The Happiest Hours

photos/Chris Busby

Asylum
121 Center St., Portland
772-8274

portlandasylum.com

 

Football fans can argue about a lot of things. For example, I’d argue that Drew Bledsoe was traded to the Bills years ago in a secret plot to sabotage the Patriots’ AFC East rivals. Others would argue otherwise. They’d be wrong.

But there’s one point no local football fan can debate: Asylum is the best place in town to watch the Sunday afternoon games.

It’s easy to forget Asylum is a sports bar as well as a music venue. Asylum’s nighttime identity as a dance club and concert hall overshadows its less rockin’ side. Fans like me count on this to get a seat come 1 o’clock Sunday. But as a journalist, it’s my professional duty to spill the beans.

Free food. (OK, I said it.) Asylum is giving away free food on Sundays. You have to be a paying customer to partake of the buffet, but with great beer specials every week, that’s not hard to bear. Today it was $3 pints of Geary’s and Coors cans and drafts about as cheap as tap water – fittingly so, given this mass-produced brew’s weak taste and alcohol content. (Drink local.)

Dare I say the free wings are delicious? Or that the free pizza is tasty? Or even mention the presence of free beef tacos with all the fixin’s? And free doughnuts? Too late. Now you know.

Asylum has the NFL Sunday Ticket satellite sports package, and enough televisions to show every game – including three big-screen TVs for the most popular match-ups. The trick is to arrive early enough to secure a seat in front of the tube showing your team’s contest, though Asylum is rarely so packed you can’t get a good angle on the action that matters in your world.

In addition to the free food, there are prizes and toys. Over the seasons, I’ve accumulated a dresser-drawer’s worth of halftime (free) raffle winnings: beer and liquor company t-shirts, can coolies, and a funky, floppy green hat I never wear. Every table has a plastic megaphone and a clapping device made of three little plastic hands. I broke a hand off this afternoon in a fit of exuberance brought on by a Bills scoring drive – and in so doing, apparently jinxed the team, handing a victory to the Jets fans who outnumbered and surrounded me with their moronic chanting: “J-E-T-S! Jets! Jets! Jets!” (Congratulations, spelling-bee champs!)

I could have structured this review like the recent reviews of Bleachers and Rivalries, listing Asylum’s strengths and weaknesses as a sports bar. But there are no weaknesses to report, and the strengths are obvious and overpowering. There may be better Buffalo wings at other bars, but there are none cheaper than free.

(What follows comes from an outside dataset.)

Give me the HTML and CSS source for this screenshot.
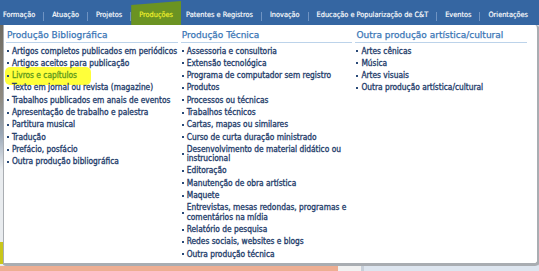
FILE: index.html
```html
<!DOCTYPE html>
<html lang="pt-BR">
<head>
    <meta charset="utf-8">
    <title>Currículo - Produções</title>
    <link rel="stylesheet" href="styles.css">
</head>
<body>
    <nav class="menu">
        <ul class="menu-list">
            <li><a href="#">Formação</a></li>
            <li><a href="#">Atuação</a></li>
            <li><a href="#">Projetos</a></li>
            <li class="active"><a href="#">Produções</a></li>
            <li><a href="#">Patentes e Registros</a></li>
            <li><a href="#">Inovação</a></li>
            <li><a href="#">Educação e Popularização de C&amp;T</a></li>
            <li><a href="#">Eventos</a></li>
            <li><a href="#">Orientações</a></li>
        </ul>
    </nav>

    <div class="backdrop">
        <div class="photo-edge"></div>
        <div class="page-main"></div>
        <div class="page-side"></div>
        <div class="strip-orange"></div>
        <div class="strip-gap"></div>
        <div class="strip-side"></div>
    </div>

    <div class="dropdown">
        <div class="col">
            <h3 class="col-title">Produção Bibliográfica</h3>
            <ul class="col-list">
                <li>Artigos completos publicados em periódicos</li>
                <li>Artigos aceitos para publicação</li>
                <li class="marked">Livros e capítulos</li>
                <li>Texto em jornal ou revista (magazine)</li>
                <li>Trabalhos publicados em anais de eventos</li>
                <li>Apresentação de trabalho e palestra</li>
                <li>Partitura musical</li>
                <li>Tradução</li>
                <li>Prefácio, posfácio</li>
                <li>Outra produção bibliográfica</li>
            </ul>
        </div>
        <div class="col">
            <h3 class="col-title">Produção Técnica</h3>
            <ul class="col-list">
                <li>Assessoria e consultoria</li>
                <li>Extensão tecnológica</li>
                <li>Programa de computador sem registro</li>
                <li>Produtos</li>
                <li>Processos ou técnicas</li>
                <li>Trabalhos técnicos</li>
                <li>Cartas, mapas ou similares</li>
                <li>Curso de curta duração ministrado</li>
                <li>Desenvolvimento de material didático ou instrucional</li>
                <li>Editoração</li>
                <li>Manutenção de obra artística</li>
                <li>Maquete</li>
                <li>Entrevistas, mesas redondas, programas e comentários na mídia</li>
                <li>Relatório de pesquisa</li>
                <li>Redes sociais, websites e blogs</li>
                <li>Outra produção técnica</li>
            </ul>
        </div>
        <div class="col">
            <h3 class="col-title">Outra produção artística/cultural</h3>
            <ul class="col-list">
                <li>Artes cênicas</li>
                <li>Música</li>
                <li>Artes visuais</li>
                <li>Outra produção artística/cultural</li>
            </ul>
        </div>
    </div>
</body>
</html>
```
FILE: styles.css
```css
body {
    margin: 0;
    height: 271px;
    overflow: hidden;
    display: flex;
    flex-direction: column;
    background: #dfe5ec;
    font-family: "DejaVu Sans Condensed", "DejaVu Sans", sans-serif;
}

/* barra de navegação */
.menu {
    height: 25px;
    background: #3566a2;
    flex-shrink: 0;
}
.menu-list {
    list-style: none;
    margin: 0;
    padding: 0 0 0 3px;
    display: flex;
    height: 100%;
}
.menu-list li {
    display: flex;
    align-items: flex-end;
}
.menu-list li + li::before {
    content: "";
    width: 1px;
    height: 9px;
    margin-bottom: 4px;
    background: #6f93c2;
}
.menu-list a {
    display: block;
    padding: 0 8px 5px;
    line-height: 11px;
    font-size: 7.3px;
    color: #fff;
    text-decoration: none;
    -webkit-text-stroke: 0.15px #fff;
}
.menu-list li:first-child a {
    padding-left: 0;
}
.menu-list .active a {
    color: #f2f22c;
    -webkit-text-stroke-color: #f2f22c;
    background: #6b9322;
    padding-top: 8px;
    margin-right: -4px;
    clip-path: polygon(0 4px, 100% 0, 100% 100%, 0 100%);
}

/* fundo da página atrás do menu */
.backdrop {
    flex: 1;
    display: grid;
    grid-template-columns: 338px 23px 1fr;
    grid-template-rows: 1fr 5px;
}
.photo-edge {
    grid-column: 1;
    background: linear-gradient(#6e6a60 0, #8f8a80 30%, #9aa7b6 45%, #e9ecef 60%, #e9ecef 90%, #c9c61a 90%, #c9c61a 99%, #e9ecef 99%);
}
.page-main {
    grid-column: 2;
    background: #eceff2;
}
.page-side {
    grid-column: 3;
    background: #d6dde6;
}
.strip-orange { background: #eeae92; }
.strip-gap { background: #f1f1f1; }
.strip-side { background: #dde5ef; border-left: 3px solid #c8d0da; }

/* menu suspenso */
.dropdown {
    position: absolute;
    top: 25px;
    left: 3px;
    width: 527px;
    display: grid;
    grid-template-columns: repeat(3, 171.7px);
    column-gap: 3px;
    padding: 3.5px 4px 3px 2px;
    background: #fff;
    border: 1px solid #a9adb2;
    border-top: 0;
    border-right-width: 3px;
    border-bottom-width: 3px;
    border-radius: 0 5px 5px 3px;
}
.col-title {
    margin: 0;
    padding: 0 0 1.5px 1px;
    line-height: 12px;
    font-family: "DejaVu Sans", sans-serif;
    font-size: 9px;
    font-weight: normal;
    color: #3a76b6;
    -webkit-text-stroke: 0.25px #3a76b6;
    border-bottom: 1.5px solid #bcd3ea;
}
.col-list {
    list-style: none;
    margin: 2px 0 0;
    padding: 0;
}
.col-list li {
    display: flex;
    align-items: center;
    padding: 1.5px 0 1.5px 1px;
    line-height: 9.3px;
    font-size: 8.3px;
    color: #1f3d6b;
    -webkit-text-stroke: 0.3px #1f3d6b;
}
.col-list li::before {
    content: "";
    flex-shrink: 0;
    width: 2px;
    height: 2px;
    margin-right: 3px;
    background: #2a4a78;
}
.col-list li.marked {
    width: fit-content;
    margin: -3px 0 -3px -1px;
    padding: 4.5px 14px 4.5px 2px;
    color: #5f9a1c;
    -webkit-text-stroke-color: #5f9a1c;
    background: #ffff3a;
    border-radius: 5px;
}
```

There may be slightly better beer specials, but why quibble over quarters when the beer comes with, again, a big buffet of free food! 

You drink cheap beer; you eat free wings, pizza and tacos; and then the friendly and attentive staff showers you with prizes while you play with the clappy toys. There is no argument. Asylum rules. And Bledsoe’s still on the Pats’ payroll!

 

— Chris Busby

 

Asylum is open Mon. from 5:30 p.m.-11 p.m., Wed. from 11:30 a.m.-4 p.m., Thurs.-Sat. from 11:30 a.m.-1 a.m. and Sun. from 11:30 a.m.-11 p.m.